The threats facing farmers involved in the pending trial cull of badgers were demonstrated yesterday after animal rights extremists were accused of targeting some with letters, e-mails and text messages.
The trial cull in West Gloucestershire has already been licensed while the shooting in West Somerset is expected to be given the go ahead in the coming days.
As the start date for the shooting nears, some farmers have already been targeted by activists.
Jan Rowe, a 67-year-old dairy farmer in the Cotswolds, is a nominal director of GlosCon, a company set up to carry out the cull, although his farm is not involved.
He said police had been called a number of times to collect evidence and were regularly checking up on the farm.
“It is veiled threats to make you feel worried,” he said. “‘Watch out for your family, we know where you live’, and threatening to demonstrate on the farm. It is unsettling.
“The grandchildren come and stay — one is worried for family and other people living on the farm.”
He added: “I have seen more police cars coming down the lane this week than in the last ten years.
“Any extra cost to the taxpayer is down to protesters taking up police time. All the farmers are doing is carrying out a legal operation.”
The pilot scheme has faced major opposition with challenges in the courts and now the threat of direct action.
Last week, the RSPCA called on consumers to boycott milk from cull areas saying the products would be “soaked in badgers’ blood”.
Gavin Grant, the chief executive of the RSPCA, also called on tourists to avoid cull areas claiming that landowners should be made to feel the “commercial consequences” of allowing the cull on their land.
Ian Johnson, spokesman for the National Farmers’ Union in the South West, condemned the threats to farmers as “totally misguided, irresponsible and stupid”.
It has also emerged the Crown Estate is to allow a pilot badger cull to take place on some of its West Somerset land.
It is understood that it legal issues concerning this that has delayed the Somerset trial cull. A Crown Estate spokesman said it was working with Natural England to provide access. He said: “The Crown Estate recognises that bovine TB is a major problem for farmers, including our tenants, and is co-operating with Natural England to allow access to our land for the pilot schemes.”
Meanwhile Exmoor National Park Authority has firmly rejected calls from the League Against Cruel Sports to curtail game shooting on the moor.
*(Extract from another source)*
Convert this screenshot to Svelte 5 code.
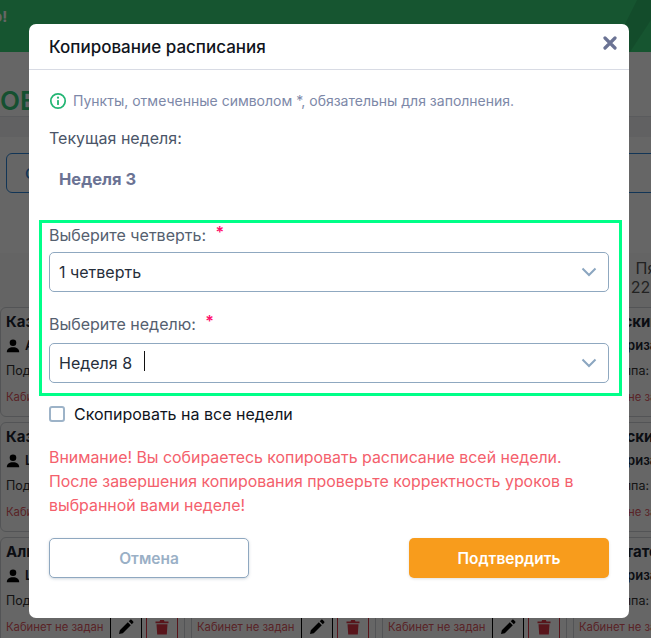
<script lang="ts">
	const lessons = [
		[
			{ title: 'Казахский язык', teacher: 'Айгуль М.' },
			{ title: 'Математика', teacher: 'Дана К.' },
			{ title: 'Физика', teacher: 'Ерлан С.' },
			{ title: 'Казахский язык', teacher: 'Гульриза Т.' }
		],
		[
			{ title: 'Казахский язык', teacher: 'Шолпан А.' },
			{ title: 'История', teacher: 'Марат Б.' },
			{ title: 'Химия', teacher: 'Жанар Е.' },
			{ title: 'Испанский язык', teacher: 'Гульриза Т.' }
		],
		[
			{ title: 'Алгебра', teacher: 'Шолпан А.' },
			{ title: 'Биология', teacher: 'Асель Н.' },
			{ title: 'География', teacher: 'Нурлан О.' },
			{ title: 'Воспитательный час', teacher: 'Гульриза Т.' }
		]
	];
</script>

<div class="page">
	<header class="topbar">
		<span class="greeting">о!</span>
		<svg class="stripe" width="40" height="52" viewBox="0 0 40 52"><polygon points="26,0 40,0 40,20 19,52 0,52" fill="#000" opacity="0.1" /></svg>
	</header>
	<h1 class="page-title">ОВ</h1>
	<div class="tabs-band"></div>
	<div class="toolbar"><button class="outline">Скопировать</button></div>
	<div class="days">
		<div class="day"></div>
		<div class="day"></div>
		<div class="day"></div>
		<div class="day">Пятница<br />22.11.24 г.</div>
	</div>
	<div class="grid">
		{#each lessons as row}
			{#each row as item}
				<article class="card">
					<div class="card-title">{item.title}</div>
					<div class="teacher">
						<svg width="14" height="14" viewBox="0 0 14 14"><circle cx="7" cy="3.8" r="3.3" fill="#000" /><path d="M0.8 13.2c0-3.4 2.4-5 6.2-5s6.2 1.6 6.2 5z" fill="#000" /></svg>
						<span>{item.teacher}</span>
					</div>
					<div class="subgroup">Подгруппа: <span>Вся</span></div>
					<div class="room">
						<span class="room-name">Кабинет не задан</span>
						<span class="action edit">
							<svg width="16" height="16" viewBox="0 0 16 16"><path d="M1 15l.8-3.8 8-8 3 3-8 8zM10.8 2.2l1.4-1.4a1 1 0 0 1 1.4 0l1.6 1.6a1 1 0 0 1 0 1.4l-1.4 1.4z" fill="#000" /></svg>
						</span>
						<span class="action remove">
							<svg width="14" height="16" viewBox="0 0 14 16"><path d="M0.5 2.5h4l.6-1.5h3.8l.6 1.5h4v1.8h-13zM1.5 5.3h11l-.7 10.2h-9.6z" fill="#dc3545" /></svg>
						</span>
					</div>
				</article>
			{/each}
		{/each}
	</div>

	<div class="overlay">
		<div class="modal">
			<div class="modal-head">
				<h2>Копирование расписания</h2>
				<svg class="close" width="14" height="14" viewBox="0 0 14 14"><path d="M2 2l10 10M12 2L2 12" stroke="#6b7394" stroke-width="3.2" stroke-linecap="round" fill="none" /></svg>
			</div>
			<div class="modal-body">
				<p class="note">
					<svg width="18" height="18" viewBox="0 0 18 18"><circle cx="9" cy="9" r="7.2" fill="none" stroke="#22b573" stroke-width="1.7" /><rect x="8.1" y="8" width="1.8" height="5" rx="0.5" fill="#22b573" /><circle cx="9" cy="5.7" r="1.1" fill="#22b573" /></svg>
					Пункты, отмеченные символом *, обязательны для заполнения.
				</p>
				<p class="current-label">Текущая неделя:</p>
				<p class="current-week">Неделя 3</p>

				<div class="highlight">
					<label class="field-label" for="quarter">Выберите четверть: <i>*</i></label>
					<div class="select" id="quarter">
						<span>1 четверть</span>
						<svg width="16" height="10" viewBox="0 0 16 10"><path d="M1.5 1.5L8 8l6.5-6.5" fill="none" stroke="#8ba6c0" stroke-width="2" /></svg>
					</div>
					<label class="field-label second" for="week">Выберите неделю: <i>*</i></label>
					<div class="select" id="week">
						<span class="value">Неделя 8<b class="caret"></b></span>
						<svg width="16" height="10" viewBox="0 0 16 10"><path d="M1.5 1.5L8 8l6.5-6.5" fill="none" stroke="#8ba6c0" stroke-width="2" /></svg>
					</div>
				</div>

				<label class="check">
					<input type="checkbox" />
					Скопировать на все недели
				</label>

				<p class="warning">
					Внимание! Вы собираетесь копировать расписание всей недели.<br />
					После завершения копирования проверьте корректность уроков в<br />
					выбранной вами неделе!
				</p>

				<div class="actions">
					<button class="cancel">Отмена</button>
					<button class="confirm">Подтвердить</button>
				</div>
			</div>
		</div>
	</div>
</div>

<style>
	:global(body) {
		margin: 0;
		font-family: Inter, "Noto Sans", sans-serif;
	}
	.page {
		position: relative;
		width: 651px;
		height: 638px;
		overflow: hidden;
		background: #fff;
		color: #1c2430;
	}
	.topbar {
		position: relative;
		height: 52px;
		background: #37d478;
		overflow: hidden;
	}
	.greeting {
		display: block;
		margin-left: -7px;
		padding-top: 7px;
		color: #fff;
		font-size: 15px;
		font-weight: 700;
	}
	.stripe {
		position: absolute;
		right: 0;
		top: 0;
	}
	.page-title {
		box-sizing: border-box;
		height: 65px;
		margin: 0;
		padding-top: 34px;
		border-bottom: 1px solid #e2e4e8;
		color: #35c878;
		font-size: 26px;
		line-height: 30px;
		font-weight: 600;
	}
	.tabs-band {
		height: 20px;
		background: #f3f3f5;
	}
	.toolbar {
		height: 116px;
		padding: 16px 0 0 6px;
		box-sizing: border-box;
	}
	.outline {
		width: 700px;
		height: 40px;
		padding: 0 18px;
		background: #fff;
		border: 1px solid #2f86d8;
		border-radius: 6px;
		color: #2f86d8;
		font: 500 15px Inter, sans-serif;
		text-align: left;
	}
	.days {
		display: grid;
		grid-template-columns: repeat(4, 185px);
		gap: 6px;
		height: 54px;
		background: #fafafa;
	}
	.day {
		padding: 6px 0 0 6px;
		color: #555;
		font-size: 16px;
		line-height: 19px;
		text-align: center;
		white-space: nowrap;
	}
	.grid {
		display: grid;
		grid-template-columns: repeat(4, 185px);
		grid-auto-rows: 110px;
		gap: 5px 6px;
		width: 780px;
	}
	.card {
		box-sizing: border-box;
		height: 110px;
		padding: 5px 0 0 5px;
		border: 1px solid #cfd2d6;
		border-radius: 6px;
		white-space: nowrap;
		overflow: hidden;
	}
	.card-title {
		font-size: 15px;
		line-height: 18px;
		font-weight: 700;
	}
	.teacher {
		display: flex;
		align-items: center;
		gap: 5px;
		margin-top: 6px;
		font-size: 13px;
		line-height: 17px;
		font-weight: 600;
	}
	.subgroup {
		margin-top: 8px;
		font-size: 12.5px;
		line-height: 17px;
		color: #333;
	}
	.subgroup span { color: #b8860b; }
	.room {
		display: flex;
		align-items: center;
		margin-top: 6px;
		height: 24px;
	}
	.room-name {
		width: 104px;
		color: #e0585f;
		font-size: 11.3px;
	}
	.action {
		display: flex;
		align-items: center;
		justify-content: center;
		box-sizing: border-box;
		width: 32px;
		height: 28px;
	}
	.edit { border-left: 1px solid #000; border-right: 1px solid #000; }
	.remove {
		margin-left: 4px;
		border-left: 1px solid #dc3545;
		border-right: 1px solid #dc3545;
	}

	.overlay {
		position: absolute;
		inset: 0;
		background: rgba(0, 0, 0, 0.6);
		padding: 24px 0 0 29px;
		box-sizing: border-box;
	}
	.modal {
		width: 600px;
		height: 594px;
		background: #fff;
		border-radius: 7px;
	}
	.modal-head {
		display: flex;
		align-items: center;
		justify-content: space-between;
		box-sizing: border-box;
		height: 46px;
		padding: 0 12px 0 20px;
		border-bottom: 1px solid #d8dbe4;
	}
	.modal-head h2 {
		margin: 0;
		color: #10141c;
		font-size: 17px;
		font-weight: 500;
	}
	.close { margin-bottom: 8px; }
	.modal-body { padding: 0 20px; }
	.note {
		display: flex;
		align-items: center;
		gap: 6px;
		margin: 22px 0 0;
		color: #7d88a8;
		font-size: 14px;
		line-height: 18px;
	}
	.current-label {
		margin: 18px 0 0;
		color: #4a5568;
		font-size: 16px;
		line-height: 20px;
	}
	.current-week {
		margin: 21px 0 0 10px;
		color: #6b7394;
		font-size: 16.5px;
		line-height: 20px;
		font-weight: 700;
	}
	.highlight {
		margin: 31px -13px 0 -10px;
		padding: 2px 10px 10px 7px;
		border: 3px solid #00ff88;
	}
	.field-label {
		display: block;
		height: 20px;
		color: #55606f;
		font-size: 16px;
		line-height: 20px;
		margin-bottom: 7px;
	}
	.field-label.second { margin-top: 22px; margin-bottom: 9px; }
	.field-label i {
		position: relative;
		top: -3px;
		margin-left: 5px;
		color: #ff0f6c;
		font-style: normal;
		font-weight: 600;
	}
	.select {
		display: flex;
		align-items: center;
		justify-content: space-between;
		box-sizing: border-box;
		height: 40px;
		padding: 0 11px 0 9px;
		border: 1px solid #8fa8c0;
		border-radius: 5px;
		color: #262e3a;
		font-size: 16px;
	}
	.value { position: relative; }
	.caret {
		position: absolute;
		left: 85px;
		top: -2px;
		width: 1px;
		height: 20px;
		background: #111;
	}
	.check {
		display: flex;
		align-items: center;
		gap: 9px;
		margin-top: 8px;
		color: #10141c;
		font-size: 16px;
		line-height: 20px;
	}
	.check input {
		appearance: none;
		box-sizing: border-box;
		width: 16px;
		height: 16px;
		margin: 0;
		border: 2px solid #9db3c8;
		border-radius: 3px;
		background: #fff;
	}
	.warning {
		margin: 22px 0 0;
		color: #f4606c;
		font-size: 15.9px;
		line-height: 24px;
		white-space: nowrap;
	}
	.actions {
		display: flex;
		justify-content: space-between;
		margin-top: 20px;
	}
	.actions button {
		width: 200px;
		height: 40px;
		border-radius: 5px;
		font: 600 15.5px Inter, sans-serif;
	}
	.cancel {
		background: #fff;
		border: 1px solid #8fa8c0;
		color: #9ab0c6;
		box-shadow: 0 1px 3px rgba(120, 140, 160, 0.35);
	}
	.confirm {
		background: #f89c1c;
		border: none;
		color: #fff;
		box-shadow: 0 1px 3px rgba(0, 0, 0, 0.12);
	}
</style>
Chief executive of the Animal Welfare group Joe Duckworth has written to the park authority chairman John Dyke to express “dismay” at the growth of commercial pheasant shooting on Exmoor – just a week before the start of the pheasant shooting season.
But the move backfired when the National Park hit back with statistics showing the value of game shooting to the moorland economy.
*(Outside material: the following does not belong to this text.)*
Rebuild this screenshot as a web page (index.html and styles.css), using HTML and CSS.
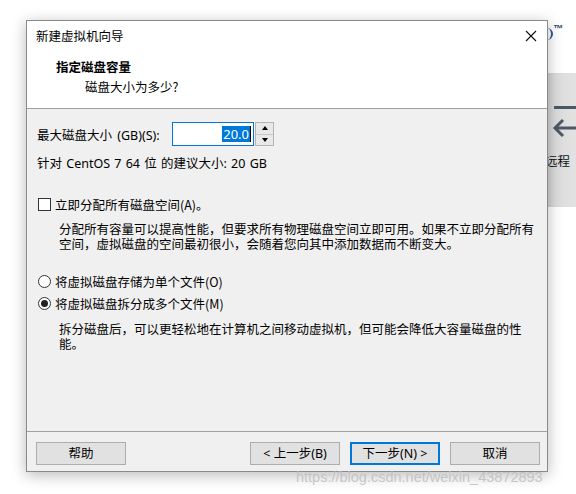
FILE: index.html
```html
<!DOCTYPE html>
<html lang="zh-CN">

<head>
    <meta charset="UTF-8">
    <meta name="viewport" content="width=device-width, initial-scale=1.0">
    <title>新建虚拟机向导</title>
    <link rel="stylesheet" href="styles.css">
</head>

<body>
    <div class="desktop">
        <!-- bits of the window behind the dialog -->
        <div class="bg-logo"><span class="logo-arc"></span><span class="tm">™</span></div>
        <div class="bg-panel">
            <div class="bar"></div>
            <div class="arrow">
                <svg width="30" height="22" viewBox="0 0 30 22">
                    <path d="M3 11 H30 M11 3 L3 11 L11 19" fill="none" stroke="#4b5967" stroke-width="3" />
                </svg>
            </div>
            <div class="panel-text">远程</div>
        </div>

        <div class="dialog">
            <div class="titlebar">
                <span class="title">新建虚拟机向导</span>
                <svg class="close" width="12" height="12" viewBox="0 0 12 12">
                    <path d="M1 1 L11 11 M11 1 L1 11" stroke="#111" stroke-width="1.1" />
                </svg>
            </div>

            <div class="header">
                <h1>指定磁盘容量</h1>
                <p>磁盘大小为多少?</p>
            </div>

            <div class="content">
                <div class="size-row">
                    <label for="size">最大磁盘大小 (GB)(S):</label>
                    <div class="spin">
                        <div class="spin-input" id="size"><span class="sel">20.0</span><span class="caret"></span></div>
                        <div class="spin-buttons">
                            <div class="spin-btn"><span class="tri up"></span></div>
                            <div class="spin-btn"><span class="tri down"></span></div>
                        </div>
                    </div>
                </div>
                <div class="hint">针对 CentOS 7 64 位 的建议大小: 20 GB</div>

                <div class="option check-row">
                    <span class="checkbox"></span>
                    <span>立即分配所有磁盘空间(A)。</span>
                </div>
                <p class="desc">分配所有容量可以提高性能，但要求所有物理磁盘空间立即可用。如果不立即分配所有空间，虚拟磁盘的空间最初很小，会随着您向其中添加数据而不断变大。</p>

                <div class="option radio-first">
                    <span class="radio"></span>
                    <span>将虚拟磁盘存储为单个文件(O)</span>
                </div>
                <div class="option radio-second">
                    <span class="radio checked"></span>
                    <span>将虚拟磁盘拆分成多个文件(M)</span>
                </div>
                <p class="desc desc-split">拆分磁盘后，可以更轻松地在计算机之间移动虚拟机，但可能会降低大容量磁盘的性能。</p>
            </div>

            <div class="footer">
                <button class="btn">帮助</button>
                <div class="spacer"></div>
                <button class="btn">&lt; 上一步(B)</button>
                <button class="btn default">下一步(N) &gt;</button>
                <button class="btn">取消</button>
            </div>
        </div>

        <div class="watermark">https://blog.csdn.net/weixin_43872893</div>
    </div>
</body>

</html>
```

FILE: styles.css
```css
body {
    margin: 0;
    padding: 0;
    background-color: #ffffff;
    font-family: "Noto Sans", "Noto Sans CJK SC", sans-serif;
    font-size: 12.5px;
    color: #000;
    overflow: hidden;
}

.desktop {
    position: relative;
    width: 576px;
    height: 494px;
    overflow: hidden;
    padding-top: 20px;
    box-sizing: border-box;
}

/* background window pieces */
.bg-logo {
    position: absolute;
    left: 544px;
    top: 26px;
    height: 16px;
}

.logo-arc {
    position: absolute;
    left: 0;
    top: 2px;
    width: 7px;
    height: 12px;
    border-right: 2px solid #2a5a9a;
    border-radius: 0 8px 8px 0;
}

.tm {
    position: absolute;
    left: 9px;
    top: -3px;
    font-size: 10px;
    font-weight: bold;
    color: #2d4a6a;
    font-family: "Liberation Sans", sans-serif;
}

.bg-panel {
    position: absolute;
    left: 540px;
    top: 73px;
    width: 36px;
    height: 134px;
    background: linear-gradient(to right, #c9c9c9, #dcdcdc 40%, #e2e2e2);
}

.bar {
    margin: 33px 0 0 14px;
    height: 3px;
    background-color: #4b5967;
}

.arrow {
    margin: 8px 0 0 12px;
    height: 22px;
}

.panel-text {
    margin: 12px 0 0 5px;
    font-family: "Noto Sans CJK SC", sans-serif;
    font-size: 12.5px;
    color: #111;
}

/* dialog */
.dialog {
    position: relative;
    margin-left: 26px;
    width: 520px;
    height: 450px;
    border: 1px solid #8a8a8a;
    background-color: #f0f0f0;
    box-shadow: 0 3px 14px rgba(0, 0, 0, 0.28);
    display: flex;
    flex-direction: column;
}

.titlebar {
    height: 29px;
    background-color: #fff;
    display: flex;
    align-items: center;
    padding: 0 9px;
}

.title {
    flex: 1;
    font-family: "Noto Sans CJK SC", sans-serif;
}

.close {
    margin-right: 1px;
}

.header {
    background-color: #fff;
    border-bottom: 1px solid #a0a0a0;
    padding: 8px 0 0 29px;
    box-sizing: border-box;
    height: 59px;
}

.header h1 {
    margin: 0;
    font-size: 12.5px;
    font-weight: bold;
    line-height: 17px;
    font-family: "Noto Sans CJK SC", sans-serif;
}

.header p {
    margin: 3px 0 0 29px;
    line-height: 17px;
    font-family: "Noto Sans CJK SC", sans-serif;
}

.content {
    flex: 1;
    padding: 13px 10px 0 10px;
}

.size-row {
    display: flex;
    align-items: center;
    height: 24px;
}

.size-row label {
    width: 135px;
    word-spacing: 2px;
}

.spin {
    display: flex;
    height: 24px;
}

.spin-input {
    width: 78px;
    height: 22px;
    border: 1px solid #0078d7;
    background-color: #fff;
    display: flex;
    align-items: center;
    justify-content: flex-end;
    padding-right: 2px;
}

.sel {
    background-color: #0078d7;
    color: #fff;
    font-size: 13px;
    line-height: 16px;
    padding: 0 1px;
}

.caret {
    width: 1px;
    height: 16px;
    background-color: #000;
}

.spin-buttons {
    width: 17px;
    height: 22px;
    margin-left: 1px;
    border: 1px solid #b5b5b5;
    display: flex;
    flex-direction: column;
}

.spin-btn {
    flex: 1;
    background-color: #e8e8e8;
    display: flex;
    align-items: center;
    justify-content: center;
}

.spin-btn + .spin-btn {
    border-top: 1px solid #c8c8c8;
}

.tri {
    width: 0;
    height: 0;
    border-left: 3.5px solid transparent;
    border-right: 3.5px solid transparent;
}

.tri.up {
    border-bottom: 4px solid #000;
}

.tri.down {
    border-top: 4px solid #000;
}

.hint {
    margin-top: 9px;
    line-height: 17px;
    word-spacing: 1px;
}

.option {
    display: flex;
    align-items: center;
    gap: 4px;
    line-height: 17px;
    margin-left: 1px;
    font-family: "Noto Sans CJK SC", sans-serif;
}

.check-row {
    margin-top: 24px;
}

.checkbox {
    width: 11px;
    height: 11px;
    border: 1px solid #333;
    background-color: #fff;
}

.radio {
    width: 11px;
    height: 11px;
    border: 1px solid #333;
    border-radius: 50%;
    background-color: #fff;
    display: flex;
    align-items: center;
    justify-content: center;
}

.radio.checked::after {
    content: "";
    width: 7px;
    height: 7px;
    border-radius: 50%;
    background-color: #222;
}

.desc {
    margin: 8px 0 0 22px;
    width: 480px;
    line-height: 15px;
    font-family: "Noto Sans CJK SC", sans-serif;
}

.radio-first {
    margin-top: 22px;
}

.radio-second {
    margin-top: 5px;
}

.desc-split {
    margin-top: 9px;
}

.footer {
    height: 40px;
    border-top: 1px solid #a0a0a0;
    display: flex;
    align-items: flex-start;
    gap: 10px;
    padding: 10px 7px 0 9px;
    box-sizing: border-box;
}

.spacer {
    flex: 1;
}

.btn {
    width: 90px;
    height: 23px;
    border: 1px solid #adadad;
    background-color: #e1e1e1;
    font-family: "Noto Sans", "Noto Sans CJK SC", sans-serif;
    font-size: 12.5px;
    color: #000;
    padding: 0;
    line-height: 19px;
}

.btn.default {
    border: 1px solid #0078d7;
    box-shadow: inset 0 0 0 1px #0078d7;
}

.watermark {
    position: absolute;
    left: 296px;
    top: 469px;
    font-family: "Liberation Sans", sans-serif;
    font-size: 14.5px;
    color: rgba(190, 190, 190, 0.85);
    white-space: nowrap;
}
```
A spokeswoman said: “I don’t think people on Exmoor would thank us for trying to do anything to reduce the amount of game shooting, even if we could.
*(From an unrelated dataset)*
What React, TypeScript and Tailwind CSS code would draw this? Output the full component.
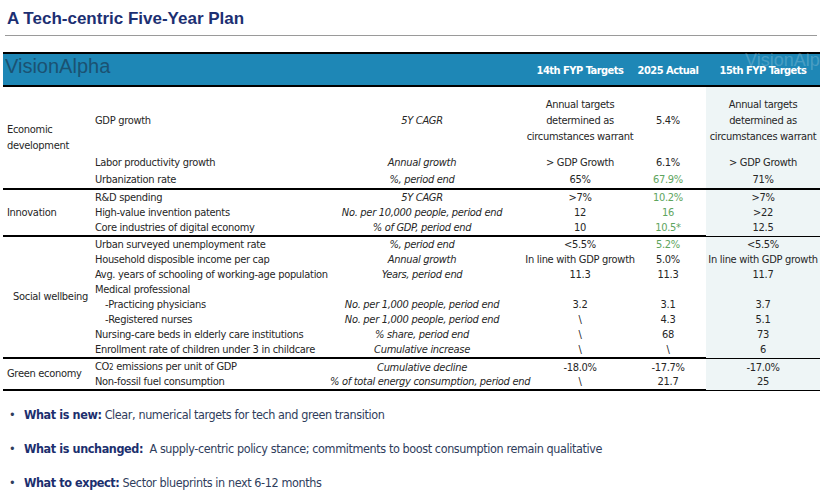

“It earns a great deal of money for Exmoor – £22 million a year in 2006 when a survey was carried out and a good deal more now – and brings visitors here at a time of year when there are very few tourists.y.”
The league complain in its letter that health and safety is compromised with birds driven over roads to the guns and that the night shooting of foxes and other animals by gamekeepers is “an accident waiting to happen.”
Mr Duckworth also alleges that the release of thousands of pheasants into the woods on shooting estates “changes the composition and character of the woods.”